While the vacation of the panel decision and the setting of an en banc proceeding don’t necessarily mean that the “disparagement” provision is toast, that’s not a bad bet. En bancs don’t happen every day; sua sponte en bancs are even rarer; and sua sponte en bancs that pop up only a week after the panel opinion being reviewed are about as rare as a winning season at FedEx Field. So Mr. Tam has reason to be optimistic about his chances. And that means that Snyder and his team should be equally optimistic about their chances.

The “Redskins” case is pending in the Eastern District of Virginia (and presumably heading from there to the Fourth Circuit, rather than the Federal Circuit). Should the PTO’s Slants decision get overturned by the en banc Federal Circuit – with the “disparagement” provision getting tossed as unconstitutional – the District Court (even one in a different Circuit) could be convinced to follow suit in the Redskins case. (Of course, if the Federal Circuit were to go one way on the issue and the Fourth Circuit the other way, that would set up what we in the biz refer to as a “circuit split”. That’s the kind of thing that often leads to review by the Supreme Court. A trip to the Supremes would be the legal equivalent of making it to the Super Bowl®, which would presumably give Mr. Snyder the type of thrill he has yet to – and doesn’t seem likely to – experience in the football universe.)

Why would Judge Moore take the extraordinary step she took – tacking on “additional views” that seem to contradict her own opinion? Who knows? Maybe this was, in her view, the most appropriate way to honor both the strictures of stare decisis and her own personal commitment to First Amendment values.

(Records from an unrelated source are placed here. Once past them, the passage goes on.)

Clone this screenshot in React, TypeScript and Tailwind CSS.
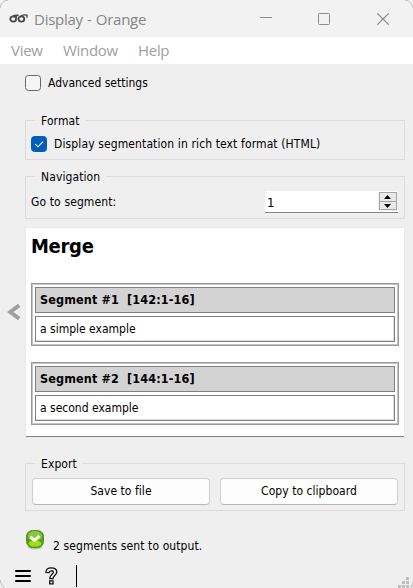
import type { ReactNode } from "react";

function TitleBar() {
  return (
    <header className="flex h-[37px] shrink-0 items-center bg-[#f2f2f2] pl-[9px] pr-[24px]">
      <svg width="20" height="12" viewBox="0 0 20 12" fill="none" stroke="#4a4a4a" strokeWidth="1.8">
        <ellipse cx="4.2" cy="6" rx="2.9" ry="2.7" />
        <ellipse cx="12.4" cy="6" rx="2.9" ry="2.7" />
        <path d="M4 2.9C6 1.9 8 2.4 9.6 2.2M12 2.9C14 1.9 16 1.6 18.6 2.2M18 2.2V4.8M7.4 3V5" strokeWidth="1.4" />
      </svg>
      <h1 className="ml-[5px] w-[112px] whitespace-nowrap font-['Open_Sans',sans-serif] text-[15px] leading-5 tracking-[-0.25px] [word-spacing:0.5px] text-[#858585]">Display - Orange</h1>
      <div className="ml-auto flex items-center">
        <svg width="12" height="12" stroke="#8c8c8c"><path d="M0 4.5H12" /></svg>
        <svg className="ml-[46px]" width="12" height="12" fill="none" stroke="#8c8c8c"><rect x=".5" y=".5" width="11" height="11" rx=".8" /></svg>
        <svg className="ml-[47px]" width="12" height="12" fill="none" stroke="#858585" strokeWidth="1.1"><path d="M.3.3 11.7 11.7M11.7.3.3 11.7" /></svg>
      </div>
    </header>
  );
}

function MenuBar() {
  return (
    <nav className="flex h-[27px] shrink-0 items-center bg-white pl-[11px] font-['Open_Sans',sans-serif] text-[15px] tracking-[-0.3px] text-[#a0a0a0]">
      <span className="w-[52px]">View</span>
      <span className="w-[75px]">Window</span>
      <span>Help</span>
    </nav>
  );
}

function CheckBox({ checked }: { checked?: boolean }) {
  return (
    <svg className="shrink-0" width="16" height="16" fill="none">
      <rect x=".5" y=".5" width="15" height="15" rx="3" fill={checked ? "#005fb8" : "#f5f5f5"} stroke={checked ? "#005fb8" : "#666"} />
      {checked && <path d="M4.3 8.2 7 10.8 12 5.7" stroke="#fff" strokeWidth="1.1" />}
    </svg>
  );
}

function Group({ title, className, children }: { title: string; className: string; children: ReactNode }) {
  return (
    <section className={`flex w-[380px] shrink-0 border border-[#dcdcdc] ${className}`}>
      <h2 className="-mt-[8px] ml-[9px] h-4 w-0 whitespace-nowrap leading-4 tracking-[0.1px]">
        <span className="inline-block bg-[#efefef] px-[6px]">{title}</span>
      </h2>
      <div className="-ml-[9px] flex w-[378px] min-w-0">{children}</div>
    </section>
  );
}

function Segment({ title, text }: { title: string; text: string }) {
  return (
    <article className="flex h-[63px] w-[368px] flex-col gap-[3px] border border-[#999] p-[3px] shadow-[inset_0_0_0_1px_#c4c4c4]">
      <h4 className="h-[26px] whitespace-pre border border-[#808080] bg-[#d3d3d3] pl-1 text-[12.5px] font-bold leading-[24px] tracking-[0.13px]">{title}</h4>
      <p className="h-[26px] border border-[#808080] pl-1 leading-[24px] shadow-[inset_-1px_-1px_0_#dedede]">{text}</p>
    </article>
  );
}

function SpinBox() {
  return (
    <div className="ml-auto mr-[6px] mt-[14px] flex h-[22px] w-[133px] border-b border-[#858585] bg-white pl-[2px] text-[13px] leading-[23px]">
      <span>1</span>
      <svg className="ml-auto mt-px" width="20" height="19" viewBox="0 0 20 19">
        <path d="M0-1H20V20H0Z" fill="#f2f2f2" />
        <g fill="#e9e9e9" stroke="#a5a5a5"><rect x="1.5" y=".5" width="17" height="9" /><rect x="1.5" y="9.5" width="17" height="8" /></g>
        <path d="M6 7 9.5 3 13 7ZM6 12 9.5 16 13 12Z" fill="#000" />
      </svg>
    </div>
  );
}

function PushButton({ children }: { children: ReactNode }) {
  return <button className="h-[27px] w-[178px] rounded-[4px] border border-[#d0d0d0] border-b-[#b8b8b8] bg-[#fdfdfd] leading-[25px] tracking-[0.05px]">{children}</button>;
}

export default function App() {
  return (
    <div className="relative flex h-[588px] w-[413px] flex-col overflow-hidden bg-[#efefef] font-['DejaVu_Sans_Condensed','DejaVu_Sans',sans-serif] text-[12px] text-black">
      <TitleBar />
      <MenuBar />
      <div className="flex h-[458px] shrink-0">
        <aside className="flex w-[25px] shrink-0 items-start pl-[7px] pt-[239px]">
          <svg width="14" height="18" fill="none" stroke="#a0a0a0" strokeWidth="4"><path d="M12.2 2.3 3.2 9 12.2 15.7" /></svg>
        </aside>
        <main className="flex flex-col pt-[11px]">
          <label className="flex h-4 items-center gap-[7px]">
            <CheckBox />
            <span>Advanced settings</span>
          </label>
          <Group title="Format" className="mt-[29px] h-[40px]">
            <label className="flex items-start gap-[7px] pl-[5px] pt-[15px] leading-4"><CheckBox checked /><span className="tracking-[0.12px]">Display segmentation in rich text format (HTML)</span></label>
          </Group>
          <Group title="Navigation" className="mt-[16px] h-[43px]">
            <span className="pl-[5px] pt-[16px] leading-[18px] tracking-[0.12px]">Go to segment:</span>
            <SpinBox />
          </Group>
          <section className="ml-px mt-[9px] h-[209px] w-[378px] border-b border-[#858585] bg-white pl-[5px] shadow-[0_0_0_1px_#e9e9e9]">
            <h3 className="h-[55px] pt-[5px] text-[20px] font-bold leading-[26px] tracking-[-0.3px]">Merge</h3>
            <div className="flex flex-col gap-4">
              <Segment title="Segment #1  [142:1-16]" text="a simple example" />
              <Segment title="Segment #2  [144:1-16]" text="a second example" />
            </div>
          </section>
          <Group title="Export" className="mt-[26px] h-[48px]">
            <div className="flex gap-[10px] pl-[6px] pt-[14px]">
              <PushButton>Save to file</PushButton>
              <PushButton>Copy to clipboard</PushButton>
            </div>
          </Group>
        </main>
      </div>
      <div className="flex h-[43px] shrink-0 pl-[26px] pt-[8px]">
        <svg width="18" height="20" viewBox="0 0 18 20">
          <ellipse cx="9" cy="17" rx="7" ry="2.5" fill="#bbb" />
          <rect x=".5" y=".5" width="17" height="17" rx="6" fill="#55a016" stroke="#539127" />
          <ellipse cx="9" cy="6" rx="7" ry="5" fill="#8cc640" />
          <ellipse cx="9" cy="13.4" rx="6.4" ry="3.2" fill="#a0df08" />
          <path d="m4.3 7 4.2 3.3 4.8-4.3" fill="none" stroke="#fff" strokeWidth="3" />
        </svg>
        <p className="ml-[9px] pt-[8px] leading-4 tracking-[0.1px]">2 segments sent to output.</p>
      </div>
      <footer className="flex h-[23px] shrink-0 pl-[15px]">
        <svg className="mt-[4px]" width="16" height="14" stroke="#000" strokeWidth="2" strokeLinecap="round"><path d="M1 2H15M1 7H15M1 12H15" /></svg>
        <svg className="ml-[14px] mt-[2px]" width="13" height="18" fill="#efefef" stroke="#111" strokeWidth="1.3">
          <path d="M.9 5.3C.9 2.2 3 .8 6.2.8 9.6.8 11.8 2.3 11.8 5 11.8 8 8.2 8.3 8 11.6H4.8C4.7 7.5 8.4 7.3 8.4 5.1 8.4 3.3 4.3 3.2 4.1 5.6ZM4.7 13.8H8V16.8H4.7Z" />
        </svg>
        <div className="ml-[18px] h-[22px] w-px bg-black" />
        <svg className="ml-auto mt-[12px]" width="15" height="11" fill="#bdbdbd">
          <path d="M8 0h3v3H8ZM4 4h3v3H4ZM8 4h3v3H8ZM0 8h3v3H0ZM4 8h3v3H4ZM8 8h3v3H8Z" />
          <path d="M16 4 13 11" stroke="#bdbdbd" strokeWidth="1.2" />
        </svg>
      </footer>
      <svg className="pointer-events-none absolute inset-0" width="413" height="588" fill="none" stroke="#bcbcbc">
        <path d="M0 8Q1 1 8 0M405 0Q412 1 413 8M0 580Q1 585 4 588" />
      </svg>
    </div>
  );
}
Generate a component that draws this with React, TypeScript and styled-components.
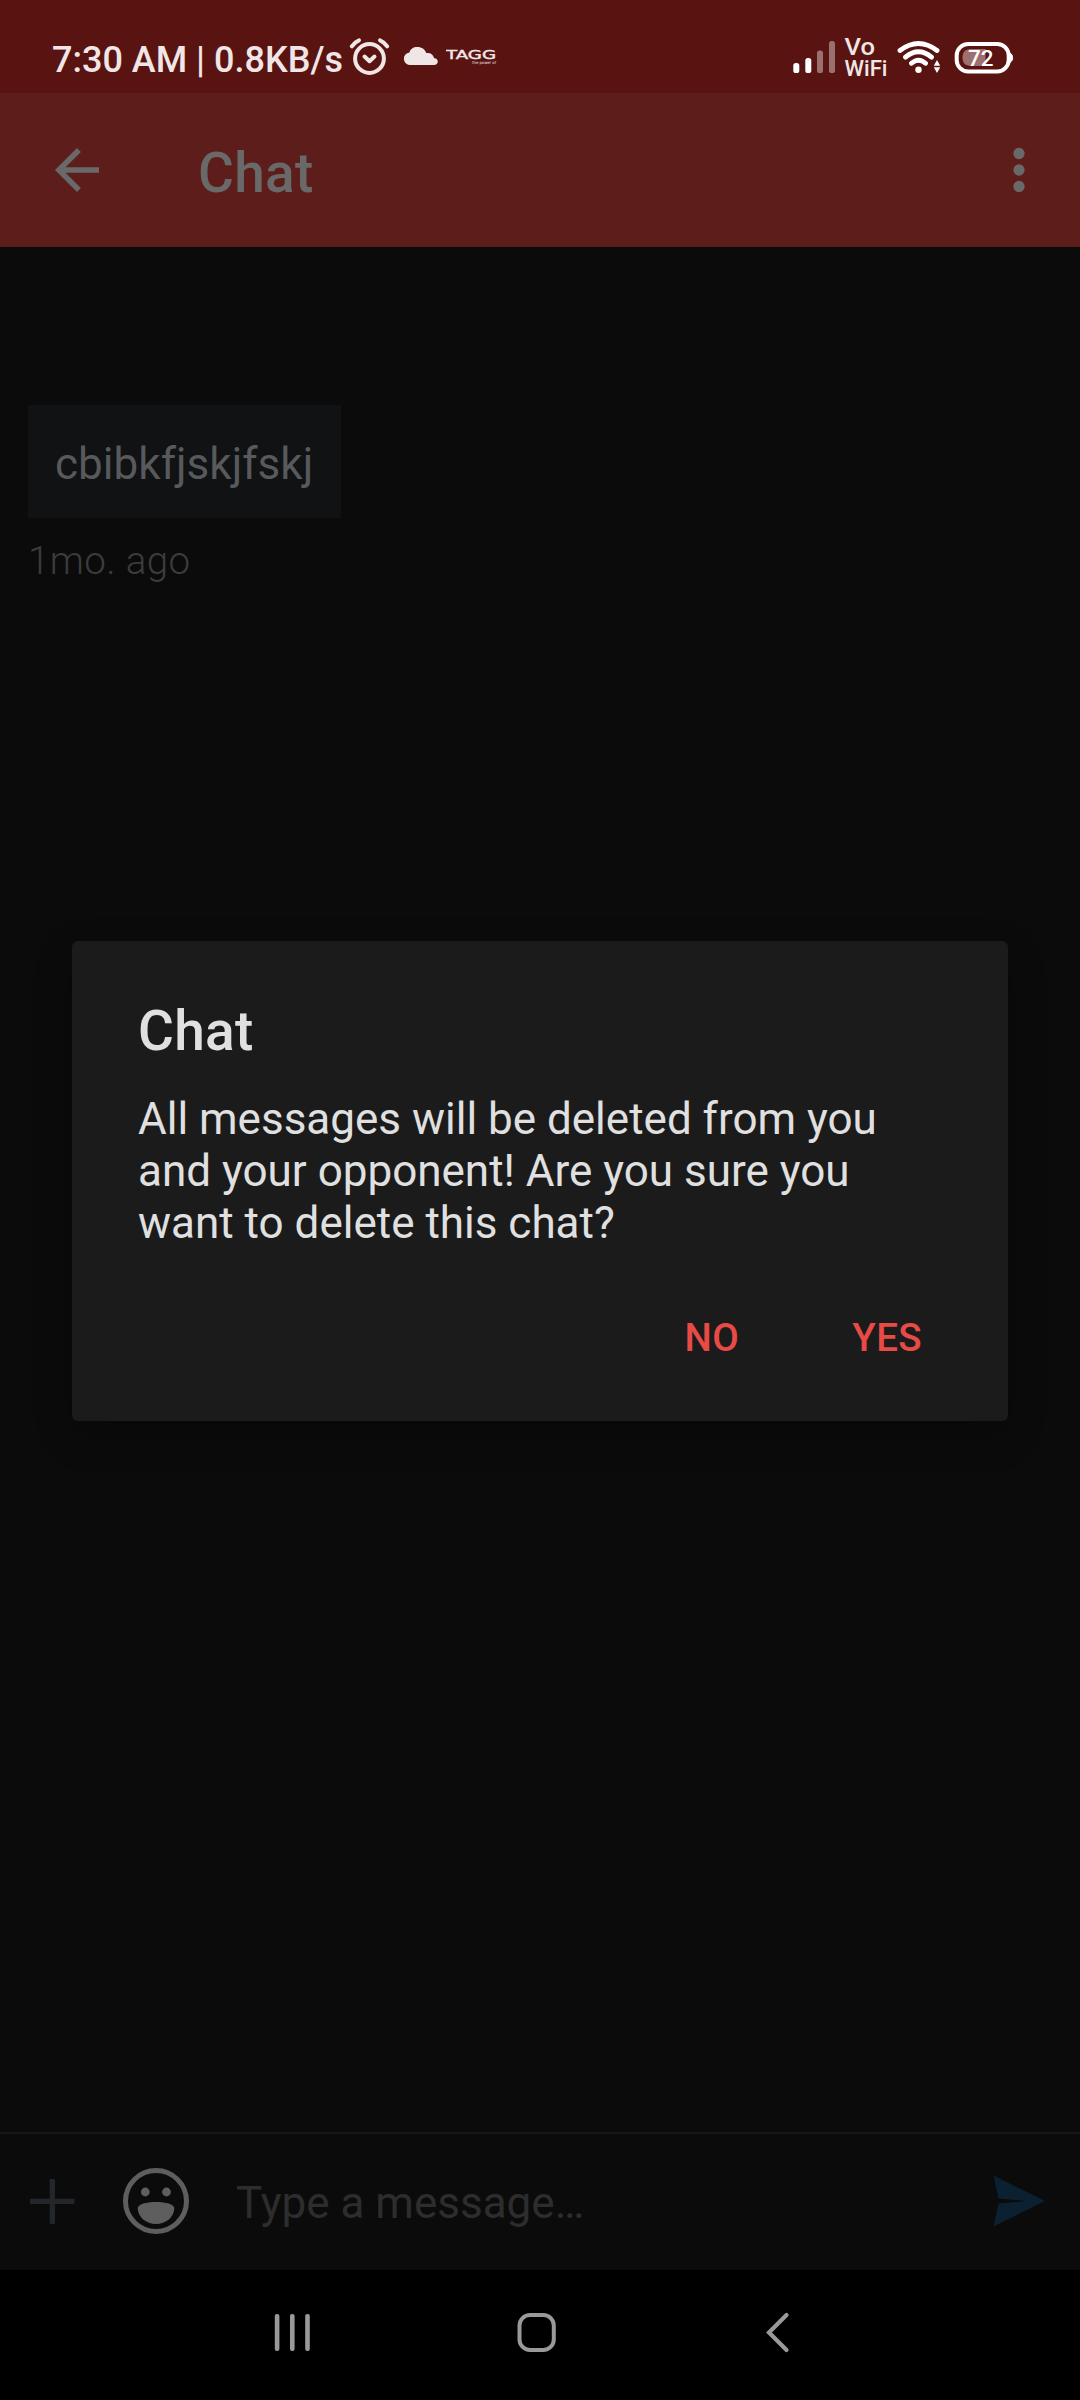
import React from "react";
import styled, { createGlobalStyle } from "styled-components";

const Global = createGlobalStyle`
  *, *::before, *::after { box-sizing: border-box; }
  body { margin: 0; background: #000; }
`;

const Screen = styled.div`
  position: relative;
  display: flex;
  flex-direction: column;
  width: 1080px;
  height: 2400px;
  overflow: hidden;
  background: #0b0b0b;
  font-family: Roboto, "Noto Sans", sans-serif;
`;

const StatusBar = styled.header`
  display: flex;
  justify-content: space-between;
  height: 93px;
  padding: 0 66px 0 52px;
  background: #591311;
`;

const StatusGroup = styled.div`
  display: flex;
`;

const Clock = styled.span`
  width: 297px;
  margin-top: 39px;
  font-size: 36px;
  font-weight: 500;
  line-height: 42px;
  white-space: nowrap;
  color: #f0e6e6;
`;

const Glyph = styled.svg`
  display: block;
  flex: none;
`;

const AppBar = styled.nav`
  display: flex;
  align-items: center;
  height: 154px;
  padding: 0 28px 0 44px;
  background: #5c1d1b;
  color: #696969;
`;

const BarTitle = styled.h1`
  flex: 1;
  margin: 6px 0 0 88px;
  font-size: 55px;
  font-weight: 500;
  line-height: 64px;
  letter-spacing: 0.3px;
`;

const Messages = styled.main`
  flex: 1;
  display: flex;
  flex-direction: column;
  align-items: flex-start;
  padding: 158px 28px 0;
`;

const Bubble = styled.div`
  padding: 33px 28px 28px 27px;
  background: #111214;
  color: #57595b;
  font-size: 44px;
  line-height: 52px;
  letter-spacing: 0.04px;
`;

const Stamp = styled.time`
  margin-top: 20px;
  font-size: 38.5px;
  font-weight: 300;
  line-height: 46px;
  letter-spacing: 0.4px;
  color: #3c3c3c;
`;

const Composer = styled.footer`
  display: flex;
  height: 138px;
  padding: 0 32px 0 28px;
  border-top: 2px solid #171717;
`;

const Placeholder = styled.span`
  flex: 1;
  margin: 43px 0 0 46px;
  font-size: 44px;
  line-height: 52px;
  color: #2d2d2d;
`;

const NavBar = styled.div`
  display: flex;
  justify-content: space-between;
  height: 130px;
  padding: 0 288px 0 270px;
  background: #000;
`;

const Overlay = styled.div`
  position: absolute;
  inset: 92px 0 130px;
  display: flex;
  align-items: center;
  justify-content: center;
`;

const Dialog = styled.section`
  width: 936px;
  height: 480px;
  padding: 58px 66px 0;
  border-radius: 6px;
  background: #1b1b1b;
  box-shadow: 0 14px 36px rgba(0, 0, 0, 0.25);
  color: #e0e0e0;
`;

const DialogTitle = styled.h2`
  margin: 0;
  font-size: 55px;
  font-weight: 500;
  line-height: 64px;
  letter-spacing: 0.3px;
`;

const DialogText = styled.p`
  margin: 30px 0 63px;
  font-size: 44px;
  line-height: 52px;
`;

const Actions = styled.div`
  display: flex;
  justify-content: flex-end;
  gap: 113px;
  padding-right: 20px;
`;

const Action = styled.button`
  padding: 0;
  border: 0;
  background: none;
  font: 500 38.5px/52px Roboto, sans-serif;
  letter-spacing: 0.4px;
  color: #e84a46;
`;

const light = "#f0e6e6";

const StatusIcons = () => (
  <>
    <StatusGroup>
      <Clock>7:30 AM | 0.8KB/s</Clock>
      <Glyph width="42" height="93" viewBox="349 0 42 93" fill="none" stroke={light} strokeWidth="4" strokeLinecap="round" strokeLinejoin="round">
        <circle cx="369.5" cy="58.5" r="14.4" />
        <path d="M364.5 56.5l5 4.7 5-4.7" />
        <path d="M351.8 46.3q2.8-4.2 7.2-6M387.2 46.3q-2.8-4.2-7.2-6" />
      </Glyph>
      <Glyph width="55" height="93" viewBox="391 0 55 93" fill={light}>
        <path d="M411 65a6.3 6.3 0 0 1-1.6-12.6C410.5 49 413 47 417.5 47c4.2 0 7.5 2.2 8.8 6 4.4-.6 7 1.5 7.7 5 2.2.3 3.8 1.5 3.8 3.5 0 2.2-1.6 3.5-3.8 3.5z" />
      </Glyph>
      <Glyph width="54" height="93" viewBox="446 0 54 93" fill={light}>
        <text x="446" y="59" fontFamily="DejaVu Sans" fontSize="12" stroke={light} strokeWidth=".4" textLength="50" lengthAdjust="spacingAndGlyphs">TAGG</text>
        <text x="472" y="64" fontFamily="DejaVu Sans" fontSize="4" textLength="24" lengthAdjust="spacingAndGlyphs">the power of</text>
      </Glyph>
    </StatusGroup>
    <StatusGroup>
      <Glyph width="51" height="93" viewBox="793 0 51 93" fill="#fff">
        <rect x="793.3" y="63" width="6" height="10" rx="2.6" />
        <rect x="805.3" y="58" width="6" height="15" rx="2.6" />
        <rect x="817" y="50.5" width="6" height="22.5" rx="2.6" opacity=".4" />
        <rect x="829" y="41" width="6" height="32" rx="2.6" opacity=".4" />
      </Glyph>
      <Glyph width="53" height="93" viewBox="844 0 53 93" fill={light} fontFamily="Roboto" fontWeight="500">
        <text x="844.5" y="54.5" fontSize="23" textLength="30.5" lengthAdjust="spacingAndGlyphs">Vo</text>
        <text x="844.5" y="75.7" fontSize="21.5" textLength="43" lengthAdjust="spacingAndGlyphs">WiFi</text>
      </Glyph>
      <Glyph width="57" height="93" viewBox="897 0 57 93" fill="none" stroke="#fff" strokeWidth="4.8" strokeLinecap="round">
        <path d="M900 50.5Q918.5 36.5 937 50.5M905.5 57.2Q918.5 46.5 931.5 57.2M911.5 63.3Q918.5 57 925.5 63.3" />
        <circle cx="918.5" cy="69.8" r="3.2" fill="#fff" stroke="none" />
        <path d="M933.8 65.7l3.2-5.7 3.2 5.7zM933.8 67.3l3.2 5.7 3.2-5.7z" fill="#fff" stroke="none" />
      </Glyph>
      <Glyph width="60" height="93" viewBox="954 0 60 93">
        <path d="M972 49h13.5v17H972c-6 0-9.5-2-9.5-8.5s3.5-8.5 9.5-8.5z" fill="#9f6f6e" />
        <rect x="956.7" y="44" width="52" height="27.5" rx="11.5" fill="none" stroke="#fff" strokeWidth="4" />
        <path d="M1010 53c3.5 2 3.5 7.5 0 9.5z" fill="#fff" stroke="#fff" />
        <text x="968" y="65.7" fontSize="22" fontWeight="500" fontFamily="Roboto" fill="#fff" textLength="25.5" lengthAdjust="spacingAndGlyphs">72</text>
      </Glyph>
    </StatusGroup>
  </>
);

export default function App() {
  return (
    <Screen>
      <Global />
      <StatusBar>
        <StatusIcons />
      </StatusBar>
      <AppBar>
        <Glyph width="66" height="66" viewBox="0 0 24 24" fill="currentColor">
          <path d="M20 11H7.83l5.59-5.59L12 4l-8 8 8 8 1.41-1.41L7.83 13H20z" />
        </Glyph>
        <BarTitle>Chat</BarTitle>
        <Glyph width="66" height="66" viewBox="0 0 24 24" fill="currentColor">
          <circle cx="12" cy="6" r="2.05" />
          <circle cx="12" cy="12" r="2.05" />
          <circle cx="12" cy="18" r="2.05" />
        </Glyph>
      </AppBar>
      <Messages>
        <Bubble>cbibkfjskjfskj</Bubble>
        <Stamp>1mo. ago</Stamp>
      </Messages>
      <Composer>
        <Glyph width="90" height="136" viewBox="28 2134 90 136" fill="#23272b">
          <rect x="30" y="2198.7" width="44.5" height="5.3" rx="1.2" />
          <rect x="49.7" y="2179" width="5.3" height="45" rx="1.2" />
        </Glyph>
        <Glyph width="72" height="136" viewBox="118 2134 72 136" fill="#5e5e5e">
          <circle cx="156" cy="2201" r="30.5" fill="none" stroke="#5e5e5e" strokeWidth="5" />
          <circle cx="145.3" cy="2192" r="4.4" />
          <circle cx="166.5" cy="2192" r="4.4" />
          <path d="M137.7 2208c.6-3.8 8-6 18.3-6s17.7 2.2 18.3 6c0 9-8.3 16-18.3 16s-18.3-7-18.3-16z" />
        </Glyph>
        <Placeholder>Type a message…</Placeholder>
        <Glyph width="56" height="136" viewBox="992 2134 56 136" fill="#0b2132">
          <path d="M993.5 2175.5L1045 2201l-51.5 25.5 5-23 27-2.5-27-2.5z" />
        </Glyph>
      </Composer>
      <NavBar>
        <Glyph width="44" height="130" viewBox="270 2270 44 130" fill="#999">
          <rect x="274.8" y="2314" width="4.6" height="37" rx="2" />
          <rect x="290" y="2314" width="4.6" height="37" rx="2" />
          <rect x="305.2" y="2314" width="4.6" height="37" rx="2" />
        </Glyph>
        <Glyph width="44" height="130" viewBox="516 2270 44 130" fill="none" stroke="#999" strokeWidth="4">
          <rect x="519.5" y="2315" width="34.3" height="35" rx="10.5" />
        </Glyph>
        <Glyph width="30" height="130" viewBox="762 2270 30 130" fill="none" stroke="#999" strokeWidth="4.2" strokeLinecap="round">
          <path d="M786.5 2315L769 2332.5l17.5 17.5" />
        </Glyph>
      </NavBar>
      <Overlay>
        <Dialog role="dialog">
          <DialogTitle>Chat</DialogTitle>
          <DialogText>
            All messages will be deleted from you and your opponent! Are you sure you want to delete this chat?
          </DialogText>
          <Actions>
            <Action>NO</Action>
            <Action>YES</Action>
          </Actions>
        </Dialog>
      </Overlay>
    </Screen>
  );
}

Or maybe it’s because, according to Wikipedia, Judge Moore, a Maryland native, is “a big fan of the Washington Redskins.” And maybe, just maybe, she’s sick of their losing.

In any event, even though Dan Snyder has not (as far as we know) been involved in any way with Mr. Tam and the Slants, his prospects for success on the trademark front are suddenly looking a lot rosier. Perhaps this is what he and his organization mean when they claim that they’re “winning off the field”.